Many moms experience “baby blues”. The worries of what life holds for your little one, the emotions of the simplest task being too hard. I have always been a news junkie. I have news apps on my phone I read in downtime. I watch the morning news when I’m up before the kids. This was a bad week for the combination of news junkie and baby blues. Coverage of the Midwest tornado damage has shown many destroyed homes, lives…. families. And yet, in every scene there is aid. Groups of people flock to help. I saw on facebook our County Attorney here in Arizona had flown out to Oklahoma with thousands of dollars in donations to help clean up.
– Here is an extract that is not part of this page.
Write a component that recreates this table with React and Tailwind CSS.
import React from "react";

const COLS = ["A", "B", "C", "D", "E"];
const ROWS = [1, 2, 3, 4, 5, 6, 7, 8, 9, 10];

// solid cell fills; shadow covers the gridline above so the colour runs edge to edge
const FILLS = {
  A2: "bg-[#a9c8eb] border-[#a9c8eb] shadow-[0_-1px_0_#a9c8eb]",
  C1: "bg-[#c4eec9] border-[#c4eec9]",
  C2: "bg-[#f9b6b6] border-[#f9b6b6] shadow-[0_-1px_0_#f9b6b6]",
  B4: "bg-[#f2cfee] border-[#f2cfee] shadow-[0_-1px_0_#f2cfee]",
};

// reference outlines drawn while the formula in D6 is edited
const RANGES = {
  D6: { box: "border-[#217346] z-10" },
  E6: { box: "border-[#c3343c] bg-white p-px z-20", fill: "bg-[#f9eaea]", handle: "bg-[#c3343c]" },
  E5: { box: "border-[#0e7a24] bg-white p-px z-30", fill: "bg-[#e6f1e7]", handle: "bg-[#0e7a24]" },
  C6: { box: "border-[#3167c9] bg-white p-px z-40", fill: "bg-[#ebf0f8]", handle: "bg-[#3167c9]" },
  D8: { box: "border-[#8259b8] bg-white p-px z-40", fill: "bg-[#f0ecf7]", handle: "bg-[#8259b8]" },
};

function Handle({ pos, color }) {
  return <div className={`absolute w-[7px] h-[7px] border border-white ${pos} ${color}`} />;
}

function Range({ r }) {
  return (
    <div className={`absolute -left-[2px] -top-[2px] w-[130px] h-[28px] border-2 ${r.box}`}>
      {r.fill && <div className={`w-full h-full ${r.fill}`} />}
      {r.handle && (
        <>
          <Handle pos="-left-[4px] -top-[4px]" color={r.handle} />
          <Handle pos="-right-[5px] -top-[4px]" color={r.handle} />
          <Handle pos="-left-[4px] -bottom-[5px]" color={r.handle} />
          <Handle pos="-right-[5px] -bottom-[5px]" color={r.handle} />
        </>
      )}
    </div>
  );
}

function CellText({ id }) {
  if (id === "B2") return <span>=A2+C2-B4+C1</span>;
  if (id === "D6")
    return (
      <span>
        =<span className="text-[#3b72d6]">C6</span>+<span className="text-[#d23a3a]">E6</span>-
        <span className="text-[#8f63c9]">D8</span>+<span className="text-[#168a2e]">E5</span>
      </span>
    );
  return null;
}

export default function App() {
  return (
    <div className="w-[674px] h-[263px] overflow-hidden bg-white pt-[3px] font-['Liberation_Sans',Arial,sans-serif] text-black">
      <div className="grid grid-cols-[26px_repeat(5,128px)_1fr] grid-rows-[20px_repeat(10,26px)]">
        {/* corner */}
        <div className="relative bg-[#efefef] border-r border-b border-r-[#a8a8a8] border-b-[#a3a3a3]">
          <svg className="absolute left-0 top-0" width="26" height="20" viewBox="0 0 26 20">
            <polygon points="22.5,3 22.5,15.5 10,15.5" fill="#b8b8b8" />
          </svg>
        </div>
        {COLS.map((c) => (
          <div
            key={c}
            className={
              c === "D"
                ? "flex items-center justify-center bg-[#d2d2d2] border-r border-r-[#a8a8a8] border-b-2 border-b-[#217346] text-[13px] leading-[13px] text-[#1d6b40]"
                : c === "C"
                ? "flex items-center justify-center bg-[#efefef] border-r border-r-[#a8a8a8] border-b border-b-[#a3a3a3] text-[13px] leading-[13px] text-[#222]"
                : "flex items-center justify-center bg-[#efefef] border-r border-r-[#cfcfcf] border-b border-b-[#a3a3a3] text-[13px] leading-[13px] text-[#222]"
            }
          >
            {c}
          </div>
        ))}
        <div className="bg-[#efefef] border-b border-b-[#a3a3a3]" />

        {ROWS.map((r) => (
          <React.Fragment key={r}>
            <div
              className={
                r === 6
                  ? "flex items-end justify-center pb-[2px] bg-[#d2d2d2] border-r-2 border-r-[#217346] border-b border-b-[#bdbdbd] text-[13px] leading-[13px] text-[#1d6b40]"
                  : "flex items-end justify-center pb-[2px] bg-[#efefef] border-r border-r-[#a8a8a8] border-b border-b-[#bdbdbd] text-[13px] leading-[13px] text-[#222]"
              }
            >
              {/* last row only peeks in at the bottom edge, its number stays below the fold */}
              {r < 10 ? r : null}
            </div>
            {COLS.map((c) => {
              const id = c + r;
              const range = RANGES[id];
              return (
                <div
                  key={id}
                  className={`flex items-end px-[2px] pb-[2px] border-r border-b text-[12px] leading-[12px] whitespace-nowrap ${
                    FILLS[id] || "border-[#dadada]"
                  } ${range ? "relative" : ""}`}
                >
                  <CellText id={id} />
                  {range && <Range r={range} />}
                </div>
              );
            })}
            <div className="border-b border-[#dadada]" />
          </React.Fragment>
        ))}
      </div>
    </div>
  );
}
And then there is this commercial message from Allstate Good Life:
The baby blues got me crying. I love this commerical. “Every second, somewhere in the world lightening strikes. But we still play in the rain…. All the bad things that happen in life, they can’t stop us from making our own lives GOOD.
So I have three kids 3 and under. So, I didn’t get my epidural or IV. So tornados reined for a night (or two). Life gets made good when we focus on creating the good and not taking care of the bad. Isn’t that a wonderful message from Allstate?